Spain: Farmers abandon Monsanto’s GM maize
Date:07-07-2016
Monsanto's GM maize is no longer profitable or attractive for a good proportion of Spanish farmers, says a report for the Spanish news outlet Economia Digital.
Engineered to resist the corn borer pest, the crop has suffered a series of setbacks in Spanish fields.
Producers have abandoned the crop because its profitability is much lower than non-GM maize. The GM seed is more expensive than non-GM and the market penalizes GM crops with a lower price – usually 25% lower.
“It’s a clear trend. The producers of the area, one of the largest with more than 700 hectares, have stopped growing GM maize. They have realized that after several harvests, production is much less profitable," explains Juanjo Mayén, a farmer from Binéfar in Huesca, Aragon.

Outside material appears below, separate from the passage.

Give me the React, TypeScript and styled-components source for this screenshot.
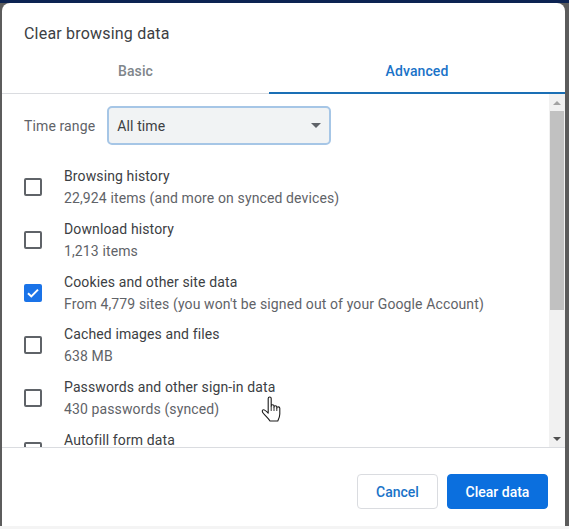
import React from 'react';
import styled, { createGlobalStyle } from 'styled-components';

const GlobalStyle = createGlobalStyle`
  html, body {
    margin: 0;
    padding: 0;
    background: #5c5c5c;
    font-family: Roboto, "Liberation Sans", sans-serif;
  }
`;

// Dark page behind the dialog, only slivers of it are visible
const Backdrop = styled.div`
  position: relative;
  width: 569px;
  height: 529px;
  box-sizing: border-box;
  padding: 3px 4px 3px 2px;
  overflow: hidden;
  background: linear-gradient(
    to bottom,
    #0c2352 0,
    #0c2352 3px,
    #5c5c5c 3px,
    #5c5c5c 526px,
    #f4f4f4 526px,
    #f4f4f4 100%
  );
`;

const Dialog = styled.div`
  width: 100%;
  height: 100%;
  background: #fff;
  border-radius: 8px 8px 0 0;
  display: flex;
  flex-direction: column;
  overflow: hidden;
`;

const Title = styled.h1`
  margin: 0;
  padding: 21px 22px 0;
  height: 27px;
  font-size: 16px;
  line-height: 19px;
  font-weight: 400;
  letter-spacing: 0.2px;
  color: #3c4043;
`;

const Tabs = styled.div`
  display: flex;
  height: 42px;
  flex: none;
  border-bottom: 1px solid #dadce0;
`;

const Tab = styled.div<{ $active?: boolean }>`
  flex: ${(props) => (props.$active ? 296 : 267)};
  margin-bottom: -1px;
  padding-top: 12px;
  box-sizing: border-box;
  text-align: center;
  font-size: 14px;
  line-height: 16px;
  font-weight: 500;
  letter-spacing: 0.1px;
  color: ${(props) => (props.$active ? '#1a73c8' : '#80868b')};
  border-bottom: 2px solid ${(props) => (props.$active ? '#1a6fb5' : 'transparent')};
`;

const Body = styled.div`
  display: flex;
  height: 353px;
  flex: none;
`;

const Content = styled.div`
  flex: 1;
  overflow: hidden;
  padding: 12px 0 0 22px;
`;

const RangeRow = styled.div`
  display: flex;
  align-items: center;
  gap: 12px;
  margin-bottom: 15.6px;
`;

const RangeLabel = styled.span`
  font-size: 14px;
  letter-spacing: 0.12px;
  color: #5f6368;
`;

const Select = styled.div`
  width: 224px;
  height: 39px;
  box-sizing: border-box;
  display: flex;
  align-items: center;
  justify-content: space-between;
  padding: 0 8px 0 8px;
  background: #f1f3f4;
  border: 2px solid #a6c6e6;
  border-radius: 5px;
  font-size: 14px;
  letter-spacing: 0.12px;
  color: #3c4043;
`;

const Caret = styled.span`
  width: 0;
  height: 0;
  border-left: 5.5px solid transparent;
  border-right: 5.5px solid transparent;
  border-top: 5px solid #5f6368;
`;

const Row = styled.div`
  display: flex;
  align-items: center;
  height: 52.8px;
  flex: none;
`;

const Box = styled.span<{ $checked?: boolean }>`
  width: 18px;
  height: 18px;
  box-sizing: border-box;
  flex: none;
  margin-right: 22px;
  display: flex;
  align-items: center;
  justify-content: center;
  border-radius: 2px;
  border: ${(props) => (props.$checked ? 'none' : '2px solid #5f6368')};
  background: ${(props) => (props.$checked ? '#1a73e8' : 'transparent')};
`;

const Label = styled.div`
  font-size: 14px;
  line-height: 22px;
  letter-spacing: 0.12px;
  color: #3c4043;
  white-space: nowrap;
`;

const Sub = styled.div`
  font-size: 14px;
  line-height: 22px;
  min-height: 22px;
  letter-spacing: 0.12px;
  color: #5f6368;
  white-space: nowrap;
`;

const Scrollbar = styled.div`
  width: 16px;
  flex: none;
  background: #f1f1f1;
  display: flex;
  flex-direction: column;
  align-items: center;
  padding: 7px 0 6px;
  box-sizing: border-box;
`;

const ArrowUp = styled.span`
  width: 0;
  height: 0;
  border-left: 4px solid transparent;
  border-right: 4px solid transparent;
  border-bottom: 4px solid #a3a3a3;
`;

const ArrowDown = styled.span`
  width: 0;
  height: 0;
  margin-top: auto;
  border-left: 4px solid transparent;
  border-right: 4px solid transparent;
  border-top: 4px solid #505050;
`;

const Thumb = styled.div`
  width: 14px;
  height: 199px;
  margin-top: 6px;
  background: #c1c1c1;
`;

const Footer = styled.div`
  flex: 1;
  border-top: 1px solid #dadce0;
  display: flex;
  justify-content: flex-end;
  align-items: flex-start;
  gap: 9px;
  padding: 26px 17px 0 0;
`;

const Button = styled.button<{ $primary?: boolean }>`
  height: 35px;
  padding: 0;
  width: ${(props) => (props.$primary ? '101px' : '81px')};
  border-radius: 4px;
  font-family: inherit;
  font-size: 14px;
  font-weight: 500;
  color: ${(props) => (props.$primary ? '#fff' : '#1a73c8')};
  background: ${(props) => (props.$primary ? '#0b6fde' : '#fff')};
  border: 1px solid ${(props) => (props.$primary ? '#0b6fde' : '#dadce0')};
`;

const Cursor = styled.svg`
  position: absolute;
  left: 260px;
  top: 395px;
`;

const items = [
  { label: 'Browsing history', sub: '22,924 items (and more on synced devices)' },
  { label: 'Download history', sub: '1,213 items' },
  { label: 'Cookies and other site data', sub: "From 4,779 sites (you won't be signed out of your Google Account)", checked: true },
  { label: 'Cached images and files', sub: '638 MB' },
  { label: 'Passwords and other sign-in data', sub: '430 passwords (synced)' },
  { label: 'Autofill form data', sub: '' },
];

const App = () => {
  return (
    <Backdrop>
      <GlobalStyle />
      <Dialog>
        <Title>Clear browsing data</Title>
        <Tabs>
          <Tab>Basic</Tab>
          <Tab $active>Advanced</Tab>
        </Tabs>
        <Body>
          <Content>
            <RangeRow>
              <RangeLabel>Time range</RangeLabel>
              <Select>
                All time
                <Caret />
              </Select>
            </RangeRow>
            {items.map((item) => (
              <Row key={item.label}>
                <Box $checked={item.checked}>
                  {item.checked && (
                    <svg width="12" height="10" viewBox="0 0 12 10">
                      <path d="M1 5.2 L4.3 8.4 L11 1.6" fill="none" stroke="#fff" strokeWidth="2" />
                    </svg>
                  )}
                </Box>
                <div>
                  <Label>{item.label}</Label>
                  <Sub>{item.sub}</Sub>
                </div>
              </Row>
            ))}
          </Content>
          <Scrollbar>
            <ArrowUp />
            <Thumb />
            <ArrowDown />
          </Scrollbar>
        </Body>
        <Footer>
          <Button>Cancel</Button>
          <Button $primary>Clear data</Button>
        </Footer>
      </Dialog>
      <Cursor width="24" height="28" viewBox="0 0 24 28">
        <path
          d="M8.2 3.5c0-2 3-2 3 0V11c0-1.6 2.8-1.6 2.8 0v1c0-1.6 2.8-1.6 2.8 0v1c0-1.5 3-1.5 3 .3V19c0 3-1 5-2 7H10c-1.5-2.5-4-4.5-6.5-7.5-1.3-1.6-1.6-3-.6-3.6 1-.6 2.6.4 5.3 3.2V3.5z"
          fill="#fff"
          stroke="#1c1c1c"
          strokeWidth="1.1"
          strokeLinejoin="round"
        />
        <path d="M11.2 11v5M14 12v4M16.8 13v3" stroke="#1c1c1c" strokeWidth="0.9" fill="none" />
      </Cursor>
    </Backdrop>
  );
};

export default App;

GM maize plants contain Bt, an insecticide that kills the worms that eat them. Farmers are convinced that GM maize eventually hurts yields. Cooperative members from Huesca claim to have conducted field studies that show lower productivity in the medium term.
Monsanto refused to answer questions from Economia Digital about farmers’ rejection of GM maize.

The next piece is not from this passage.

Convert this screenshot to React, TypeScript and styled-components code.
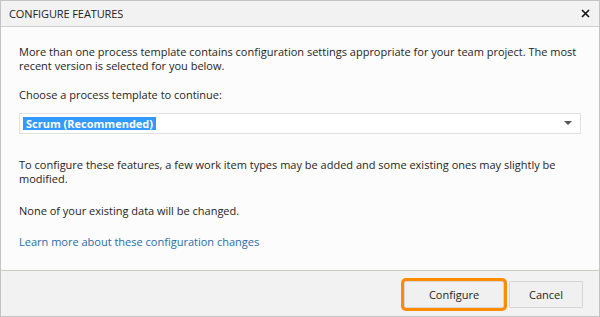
import styled, { createGlobalStyle } from "styled-components";

const GlobalStyle = createGlobalStyle`
    html, body {
        margin: 0;
        padding: 0;
        background: #ffffff;
    }
    body {
        font-family: "Open Sans", "Noto Sans", sans-serif;
        font-size: 11px;
        color: #1e1e1e;
    }
`;

const Dialog = styled.div`
    width: 600px;
    height: 317px;
    box-sizing: border-box;
    border: 1px solid #c3c3c3;
    display: flex;
    flex-direction: column;
    background: #fcfcfc;
`;

const TitleBar = styled.div`
    height: 25px;
    flex-shrink: 0;
    display: flex;
    align-items: center;
    justify-content: space-between;
    padding: 0 7px 0 8px;
    background: #f2f2f2;
    border-bottom: 1px solid #cfcfcb;
`;

const Title = styled.span`
    font-size: 11px;
    letter-spacing: -0.1px;
    color: #222;
`;

const CloseButton = styled.button`
    width: 14px;
    height: 14px;
    padding: 0;
    border: none;
    background: none;
    display: flex;
    align-items: center;
    justify-content: center;
`;

const Body = styled.div`
    flex: 1;
    padding: 18px 18px 0 18px;
    display: flex;
    flex-direction: column;
`;

const Text = styled.p<{ $gap: number }>`
    margin: 0 0 ${(p) => p.$gap}px 0;
    line-height: 14px;
`;

const LinkRow = styled.div`
    line-height: 14px;
`;

const Link = styled.a`
    color: #1f6ea8;
    text-decoration: none;
`;

const Select = styled.div`
    height: 21px;
    box-sizing: border-box;
    border: 1px solid #e1e1e1;
    background: #ffffff;
    display: flex;
    align-items: center;
    justify-content: space-between;
    padding: 0 8px 0 3px;
    margin-bottom: 24px;
`;

const Selected = styled.span`
    background: #3399ff;
    color: #ffffff;
    font-weight: 700;
    line-height: 13px;
    width: 130px;
    padding-left: 3px;
`;

const Footer = styled.div`
    height: 46px;
    flex-shrink: 0;
    box-sizing: border-box;
    border-top: 1px solid #c8c8c3;
    background: #f2f2f2;
    display: flex;
    justify-content: flex-end;
    align-items: flex-start;
    gap: 5px;
    padding: 10px 16px 0 0;
`;

const Button = styled.button<{ $w: number; $focused?: boolean }>`
    width: ${(p) => p.$w}px;
    height: 27px;
    box-sizing: border-box;
    border: 1px solid #d6d6d6;
    background: #f0f0f0;
    font-family: "Open Sans", "Noto Sans", sans-serif;
    font-size: 11px;
    color: #1e1e1e;
    border-radius: ${(p) => (p.$focused ? "2px" : "1px")};
    box-shadow: ${(p) => (p.$focused ? "0 0 0 3px #ff8c00" : "none")};
`;

export default function App() {
    return (
        <>
            <GlobalStyle />
            <Dialog>
                <TitleBar>
                    <Title>CONFIGURE FEATURES</Title>
                    <CloseButton aria-label="Close">
                        <svg width="9" height="9" viewBox="0 0 9 9">
                            <path d="M1 1 L8 8 M8 1 L1 8" stroke="#111" strokeWidth="1.6" />
                        </svg>
                    </CloseButton>
                </TitleBar>
                <Body>
                    <Text $gap={15}>
                        More than one process template contains configuration settings appropriate for your team project. The most
                        <br />
                        recent version is selected for you below.
                    </Text>
                    <Text $gap={11}>Choose a process template to continue:</Text>
                    <Select>
                        <Selected>Scrum (Recommended)</Selected>
                        <svg width="8" height="5" viewBox="0 0 8 5">
                            <path d="M0 0 H8 L4 4 Z" fill="#555" />
                        </svg>
                    </Select>
                    <Text $gap={18}>
                        To configure these features, a few work item types may be added and some existing ones may slightly be
                        <br />
                        modified.
                    </Text>
                    <Text $gap={17}>None of your existing data will be changed.</Text>
                    <LinkRow>
                        <Link href="#">Learn more about these configuration changes</Link>
                    </LinkRow>
                </Body>
                <Footer>
                    <Button $w={100} $focused>Configure</Button>
                    <Button $w={74}>Cancel</Button>
                </Footer>
            </Dialog>
        </>
    );
}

The company insists that GMOs are an effective way to combat hunger in the world but local producers consulted by Economia Digital refute this theory. “Transgenic seeds have reduced and in some cases eliminated local food crop species," explains Juan Carlos Simon, an Aragon-based farmer.
A report by the Government of Aragon published in 2014 says that in the latest harvests in the region, attacks by the corn borer have decreased, which has allowed non-GM crops to be more efficient than GM, in economic terms.

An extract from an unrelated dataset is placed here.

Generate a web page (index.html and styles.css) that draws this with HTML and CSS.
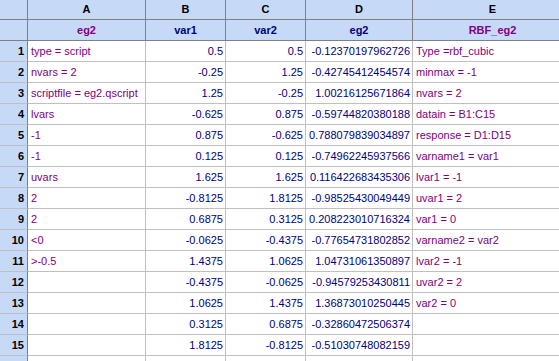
FILE: index.html
```html
<!DOCTYPE html>
<html lang="en">
<head>
  <meta charset="UTF-8">
  <title>eg2</title>
  <link rel="stylesheet" href="styles.css">
</head>
<body>
  <table class="sheet">
    <colgroup>
      <col class="c-row">
      <col class="c-a">
      <col class="c-b">
      <col class="c-c">
      <col class="c-d">
      <col class="c-e">
    </colgroup>
    <thead>
      <tr class="letters">
        <th class="corner"></th>
        <th>A</th>
        <th>B</th>
        <th>C</th>
        <th>D</th>
        <th>E</th>
      </tr>
      <tr class="names">
        <th class="corner"></th>
        <th class="str">eg2</th>
        <th class="num">var1</th>
        <th class="num">var2</th>
        <th class="num">eg2</th>
        <th class="str">RBF_eg2</th>
      </tr>
    </thead>
    <tbody>
      <tr><th>1</th><td class="str">type = script</td><td class="num">0.5</td><td class="num">0.5</td><td class="num">-0.12370197962726</td><td class="str">Type =rbf_cubic</td></tr>
      <tr><th>2</th><td class="str">nvars = 2</td><td class="num">-0.25</td><td class="num">1.25</td><td class="num">-0.42745412454574</td><td class="str">minmax = -1</td></tr>
      <tr><th>3</th><td class="str">scriptfile = eg2.qscript</td><td class="num">1.25</td><td class="num">-0.25</td><td class="num">1.00216125671864</td><td class="str">nvars = 2</td></tr>
      <tr><th>4</th><td class="str">lvars</td><td class="num">-0.625</td><td class="num">0.875</td><td class="num">-0.59744820380188</td><td class="str">datain = B1:C15</td></tr>
      <tr><th>5</th><td class="str">-1</td><td class="num">0.875</td><td class="num">-0.625</td><td class="num">0.788079839034897</td><td class="str">response = D1:D15</td></tr>
      <tr><th>6</th><td class="str">-1</td><td class="num">0.125</td><td class="num">0.125</td><td class="num">-0.74962245937566</td><td class="str">varname1 = var1</td></tr>
      <tr><th>7</th><td class="str">uvars</td><td class="num">1.625</td><td class="num">1.625</td><td class="num">0.116422683435306</td><td class="str">lvar1 = -1</td></tr>
      <tr><th>8</th><td class="str">2</td><td class="num">-0.8125</td><td class="num">1.8125</td><td class="num">-0.98525430049449</td><td class="str">uvar1 = 2</td></tr>
      <tr><th>9</th><td class="str">2</td><td class="num">0.6875</td><td class="num">0.3125</td><td class="num">0.208223010716324</td><td class="str">var1 = 0</td></tr>
      <tr><th>10</th><td class="str">&lt;0</td><td class="num">-0.0625</td><td class="num">-0.4375</td><td class="num">-0.77654731802852</td><td class="str">varname2 = var2</td></tr>
      <tr><th>11</th><td class="str">&gt;-0.5</td><td class="num">1.4375</td><td class="num">1.0625</td><td class="num">1.04731061350897</td><td class="str">lvar2 = -1</td></tr>
      <tr><th>12</th><td class="str"></td><td class="num">-0.4375</td><td class="num">-0.0625</td><td class="num">-0.94579253430811</td><td class="str">uvar2 = 2</td></tr>
      <tr><th>13</th><td class="str"></td><td class="num">1.0625</td><td class="num">1.4375</td><td class="num">1.36873010250445</td><td class="str">var2 = 0</td></tr>
      <tr><th>14</th><td class="str"></td><td class="num">0.3125</td><td class="num">0.6875</td><td class="num">-0.32860472506374</td><td class="str"></td></tr>
      <tr><th>15</th><td class="str"></td><td class="num">1.8125</td><td class="num">-0.8125</td><td class="num">-0.51030748082159</td><td class="str"></td></tr>
      <tr><th></th><td class="str"></td><td class="num"></td><td class="num"></td><td class="num"></td><td class="str"></td></tr>
    </tbody>
  </table>
</body>
</html>
```

FILE: styles.css
```css
* { margin: 0; padding: 0; box-sizing: border-box; }
html, body { overflow: hidden; }
body {
  background-color: #ffffff;
  font-family: 'Liberation Sans', Arial, sans-serif;
  font-size: 11px;
  color: #000;
}
.sheet {
  table-layout: fixed;
  border-collapse: separate;
  border-spacing: 0;
  width: 573px;
}
.c-row { width: 28px; }
.c-a { width: 118px; }
.c-b { width: 80px; }
.c-c { width: 80px; }
.c-d { width: 107px; }
.c-e { width: 160px; }

.sheet th,
.sheet td {
  height: 21px;
  border-right: 1px solid #c0c0c0;
  border-bottom: 1px solid #c0c0c0;
  white-space: nowrap;
  overflow: hidden;
  line-height: 20px;
  vertical-align: middle;
}
.sheet td { padding: 0 3px; }
.sheet td.num { text-align: right; color: #000080; padding-right: 2px; }
.sheet td.str { text-align: left; color: #800080; }

/* column headers */
.sheet thead th {
  background-color: #c6daf8;
  border-right-color: #808080;
  border-bottom-color: #808080;
  text-align: center;
  font-weight: bold;
}
.sheet .letters th { height: 20px; line-height: 19px; color: #000; }
.sheet .names th.num { color: #000080; }
.sheet .names th.str { color: #800080; }

/* row headers */
.sheet tbody th {
  background-color: #c6daf8;
  border-right-color: #808080;
  text-align: right;
  padding-right: 3px;
  font-weight: bold;
  color: #000;
}
```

The Coordinator of Farmers and Livestock Farmers’ Associations (COAG) and Friends of the Earth have applied to the autonomous communities to ban GM maize as long as its wild relative, teosinte, is not eradicated.
Environmentalists fear that teosinte is spreading uncontrollably and that it has already been contaminated by GM maize. To combat this problem, they are asking that Monsanto’s GM maize is not grown for several harvests.